Here is my desktop graphic,
Open and enjoy my specualtion as to the Great Planet Debate in our near future. I will use this graphic in my Earth Science class to illustrate that Pluto does not need to be demoted to a non-planet. We must simply realize that there are different classifications for ALL the planets.

This is a 69KB MS Word.doc file. I grabbed the image from a Google image search. I then copied in into Word since I have no experience using any graphics software. I did look as a couple of freewares, but decided in the interest of time I had to use Word. I added the catagory labels and created black blocks to cover unwanted labels on the original. I then cut, pasted, and saved the image into a new Word.doc file.
Initially I wanted to send it to GDocs via gmail and publish it from GDocs. We need to become more familiar with GDocs since ftp may eventually be fazed out. But in the end, I was not able to get GDocs to open the image with the mods I made, they were appended below the original image. Does anyone know how to get gmail/GDocs to open images correctly??
Finally, I simply sent the .doc image file to ftp and linked my blog to it there.

Monday, February 9, 2009

Narrative concerning Edgar Dale's Cone of Experience

After reading Fadel and Lemke's "Multimodal Learning Through Media: What the Research Says", I wrote my narrative about Dale's Cone of Experience and concluded that the graphic that Dale developed in the 1950s does have merit when taken in the correct context and with an undestanding of what Dale was trying to convey. The above link was established via GDocs, however a graphic I included in the narrative was not save this way. By using ftp, I was able to perserve the graphic within the narrative and its link is given here,

Technology I learned during this exercise: I was not successful in preserving an image in my file.doc file. This image was originally copied from the reading assignment.pdf file. It was successfully incorporated into the file.doc and saved, but was not perserved when I emailed it to Gmail as an attachment. In GDocs, the image is not present, but there is an empty field in its spot. Why does GDocs not perserve the image??? Note, however, by sending the file.doc to my ftp and linking to that location I was able to preserve the graphic. Here ftp has came to the rescue!!!!!!!!! Hooray ftp!!!!!

Later note 2/22/2009, I remembered how to use Blogger upload image button. Graphic must be in .jpeg, .gif, .bmp, .png format (8MB max), so I selected, copied and pasted a image in Word.doc into MS Paint and converted to bitmat.bmp file, then uploaed to Blogger.

So here is Dale's original 1954 Cone of Experience (note no retention %).

Thursday, February 5, 2009

Embedding a hyperlink in the blog verbiage

I set my home page to Space A link to it is here. Note this is a test of embedding a hyperlink into the blog verbiage.

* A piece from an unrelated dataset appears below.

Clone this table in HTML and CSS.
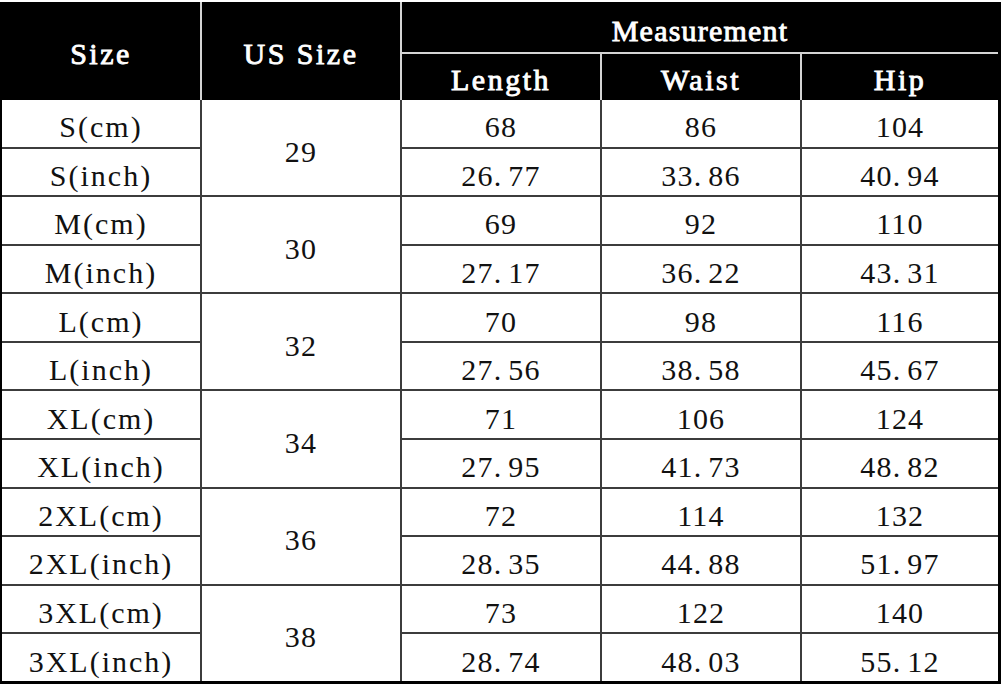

Wednesday, February 4, 2009

Directly Hyperlinking to Fairmont FTP Server

Direct hyperlink of resume supplement from Fairmont ftp to my blog (no Gdocs used here). (NOTE this hyperlink does NOT work, but I use it in the discussion below!!!!!!!!!!!!!!!)

Tonight I am having trouble getting this link to open the Word document, but I suspect there is trouble with the server (I could not use the log in procedure for Explorer 7.0 as suggested by the library and I also noticed that little blank window briefly pop up and then close when I logged onto Blackboard; I think it means Fairmont is having trouble with the system when that little window pops up???). I will try connecting tomorrow.

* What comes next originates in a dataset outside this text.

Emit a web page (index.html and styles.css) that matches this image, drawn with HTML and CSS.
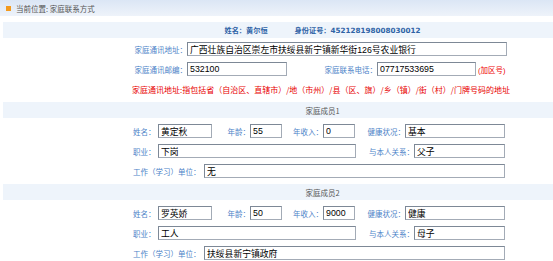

Tomorrow has arrived (2/5/2009). This is a continuation of yesterday's work. I continued this discussion on the same post so as to maintain a stream of understanding for hypertexting to FTP. I know that 'a different day on the same post' is not the norm, but I felt it would allow me to keep my thoughts together.

I discovered that the link I was trying to use yesterday failed because the file apparently was not successfully saved on the FTP server. I know that it was transferred because I renamed the file at the FTP site (maybe this was a mistake). However it was not on the server today. Maybe the filename was too long!(supplementtoresume.doc ) Is there a length limit for FTP files? Does anyone know the answer?

Today I opened an old CV and renamed it according to the recommendations in EDTech article on FTP. The file name is cvold.doc (a Word document). Following the procedure outlined in EDTech, I created a hyperlink from this blog to the file on the Fairmont FTP server. And it works! Try it.

I also hyperlinked my introductory video stored on the Fairmont FTP to this blog and it also works! I had transferred this file to my FTP when I was uploading it to YouTube, just early practice transferring to FTP.

Just as an experiment, I also created a hyperlink to my old CV by way of ftp:// instead of http:// just to see if I could get it to work. Indeed this also works. You just have to login to the Fairmont FTP server either using your UCA and password or your can login anonymously. Go ahead and try it. Can anyone tell me if there is ever an advantage to using the ftp:// hyperlink?

Past Experience with FTP
We were also asked to give details of our previous experience with FTP if any. Many, many years ago I did do some transferring of huge data files (when disk space was no as cheap as today) and we used FTP on mainframes. I remember that my comprehension of FTP was rudimentary, but it was easy to transfer data files.

Another Web publishing exercise

Today I was thinking about my procedure for saving and publishing my resume to this blog and I was not satisfied with my understanding of publishing to the web. So I decided to try a couple more attempts at creating a doc, saving it, publishing it and linking it to my blog. In the following link, I have created an extremely condensed resume using Gdocs, and the BlueRay template, and the online editor. I saved the finished document, then clicked SHARE, then selected Publish as a web page. Google Docs gave me a link (shown below) and I copied and pasted it to my blogger Dashboard when I created this new post.

Note that Gdoc allows you to post the link to your blog, which I did, but I could not find it on my blogger dashboard. Any comments on that?

Tuesday, February 3, 2009

Lyle's Resume Hyperlinked

You can see my resume at the following site,
The resume Word document was email to my gmail account at Google as an attachment. I then open the attachment as a Google document. I had to do some editing to restore the format and then I saved it. By hitting the SHARE button, I published it using "Publish as a web page".